_What is needed_. Filter the lines below, copying only those with the string "Give".

*** Entries

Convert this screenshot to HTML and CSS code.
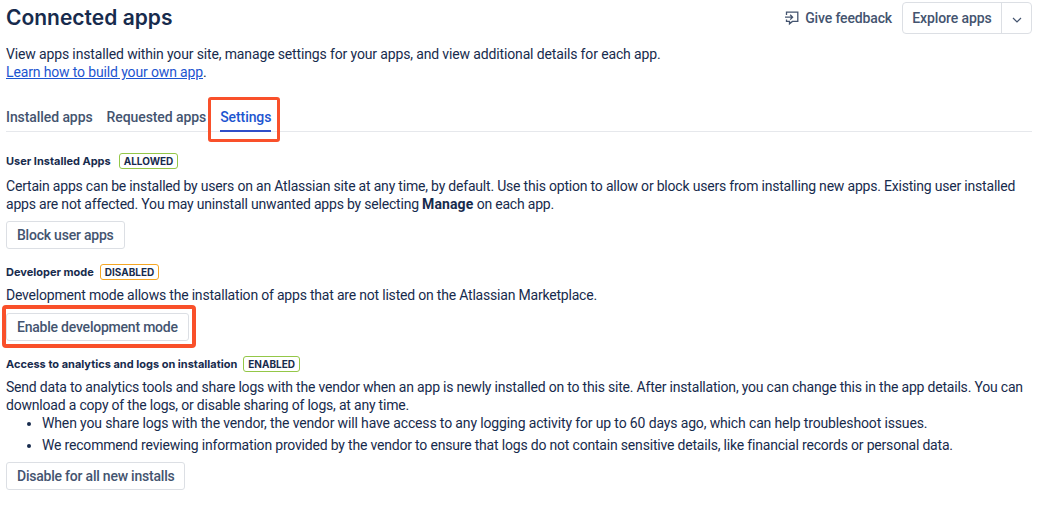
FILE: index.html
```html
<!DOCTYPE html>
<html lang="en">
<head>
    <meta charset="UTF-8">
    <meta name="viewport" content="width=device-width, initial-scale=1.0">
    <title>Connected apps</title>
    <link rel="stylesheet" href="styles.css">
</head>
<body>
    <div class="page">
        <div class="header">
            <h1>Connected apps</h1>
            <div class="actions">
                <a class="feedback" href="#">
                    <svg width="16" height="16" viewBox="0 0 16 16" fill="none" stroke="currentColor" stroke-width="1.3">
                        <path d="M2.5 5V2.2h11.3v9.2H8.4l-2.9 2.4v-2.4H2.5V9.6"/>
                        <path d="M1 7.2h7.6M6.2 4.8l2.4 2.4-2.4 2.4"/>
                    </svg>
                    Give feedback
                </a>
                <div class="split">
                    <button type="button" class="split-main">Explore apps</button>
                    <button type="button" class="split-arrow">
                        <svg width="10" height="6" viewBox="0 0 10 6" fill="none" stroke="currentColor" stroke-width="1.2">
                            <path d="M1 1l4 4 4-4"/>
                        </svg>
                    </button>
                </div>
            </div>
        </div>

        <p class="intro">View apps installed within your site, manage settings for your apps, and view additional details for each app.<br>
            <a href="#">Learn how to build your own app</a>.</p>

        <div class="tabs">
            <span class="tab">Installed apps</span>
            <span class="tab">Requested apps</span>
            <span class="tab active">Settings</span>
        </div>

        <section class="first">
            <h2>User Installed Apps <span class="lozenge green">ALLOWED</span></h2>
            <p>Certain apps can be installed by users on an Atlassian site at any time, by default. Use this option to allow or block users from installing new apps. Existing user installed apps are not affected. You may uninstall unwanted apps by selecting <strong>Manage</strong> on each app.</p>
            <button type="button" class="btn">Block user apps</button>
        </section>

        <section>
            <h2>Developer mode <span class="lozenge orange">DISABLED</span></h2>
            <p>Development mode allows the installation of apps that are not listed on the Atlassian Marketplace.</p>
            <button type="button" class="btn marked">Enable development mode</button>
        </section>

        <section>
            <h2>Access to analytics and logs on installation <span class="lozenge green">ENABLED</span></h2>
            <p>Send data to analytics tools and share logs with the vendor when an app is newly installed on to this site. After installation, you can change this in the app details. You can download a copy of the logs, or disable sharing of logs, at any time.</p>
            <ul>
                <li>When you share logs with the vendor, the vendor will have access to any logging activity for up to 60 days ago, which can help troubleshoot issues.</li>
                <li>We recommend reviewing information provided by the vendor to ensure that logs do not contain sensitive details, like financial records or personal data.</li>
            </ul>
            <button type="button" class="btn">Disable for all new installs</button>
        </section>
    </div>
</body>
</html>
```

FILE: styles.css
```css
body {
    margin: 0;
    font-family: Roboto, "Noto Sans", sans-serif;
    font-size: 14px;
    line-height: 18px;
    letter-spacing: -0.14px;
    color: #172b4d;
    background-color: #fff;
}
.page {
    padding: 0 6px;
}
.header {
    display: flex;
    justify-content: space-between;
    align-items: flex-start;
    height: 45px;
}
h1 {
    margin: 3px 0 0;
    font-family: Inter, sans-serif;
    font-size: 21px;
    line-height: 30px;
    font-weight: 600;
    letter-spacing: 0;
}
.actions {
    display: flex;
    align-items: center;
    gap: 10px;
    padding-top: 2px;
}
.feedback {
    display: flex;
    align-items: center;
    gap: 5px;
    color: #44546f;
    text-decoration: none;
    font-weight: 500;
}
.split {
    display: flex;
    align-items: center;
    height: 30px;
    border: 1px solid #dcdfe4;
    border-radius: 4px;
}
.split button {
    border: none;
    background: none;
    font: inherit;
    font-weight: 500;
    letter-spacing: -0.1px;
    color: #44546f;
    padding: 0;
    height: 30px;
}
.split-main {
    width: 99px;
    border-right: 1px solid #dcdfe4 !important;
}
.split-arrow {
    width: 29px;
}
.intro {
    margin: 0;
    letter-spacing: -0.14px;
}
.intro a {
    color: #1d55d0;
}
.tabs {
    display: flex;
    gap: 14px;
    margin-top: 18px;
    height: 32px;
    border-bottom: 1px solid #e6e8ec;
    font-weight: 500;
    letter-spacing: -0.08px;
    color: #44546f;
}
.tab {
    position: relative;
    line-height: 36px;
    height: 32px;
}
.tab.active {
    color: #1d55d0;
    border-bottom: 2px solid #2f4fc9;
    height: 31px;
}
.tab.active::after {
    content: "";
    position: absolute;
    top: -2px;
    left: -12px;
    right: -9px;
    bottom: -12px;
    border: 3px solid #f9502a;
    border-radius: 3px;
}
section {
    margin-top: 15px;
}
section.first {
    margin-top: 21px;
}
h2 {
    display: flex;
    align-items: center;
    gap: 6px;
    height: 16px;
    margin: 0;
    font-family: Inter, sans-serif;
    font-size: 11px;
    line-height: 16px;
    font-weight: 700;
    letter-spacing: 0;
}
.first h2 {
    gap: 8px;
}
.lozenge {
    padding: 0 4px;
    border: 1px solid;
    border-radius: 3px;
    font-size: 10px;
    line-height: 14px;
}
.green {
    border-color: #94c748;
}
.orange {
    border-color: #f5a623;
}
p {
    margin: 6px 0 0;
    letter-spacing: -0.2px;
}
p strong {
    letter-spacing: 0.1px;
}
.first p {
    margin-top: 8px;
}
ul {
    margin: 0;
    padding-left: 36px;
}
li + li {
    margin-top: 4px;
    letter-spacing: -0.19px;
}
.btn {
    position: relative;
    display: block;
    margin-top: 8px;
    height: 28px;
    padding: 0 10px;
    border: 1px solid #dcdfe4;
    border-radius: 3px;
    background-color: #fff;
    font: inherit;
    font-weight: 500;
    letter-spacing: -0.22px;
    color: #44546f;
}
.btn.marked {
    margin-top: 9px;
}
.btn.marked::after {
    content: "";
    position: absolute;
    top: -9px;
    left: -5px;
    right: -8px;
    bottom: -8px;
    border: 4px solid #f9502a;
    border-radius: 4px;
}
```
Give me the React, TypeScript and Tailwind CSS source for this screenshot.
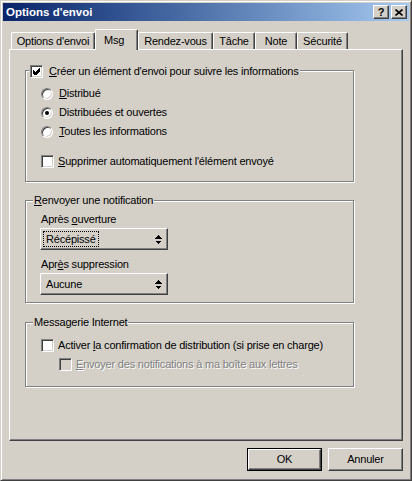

******

_Task solution_.
                    Give feedback
Give me the React, TypeScript and Tailwind CSS source for this screenshot.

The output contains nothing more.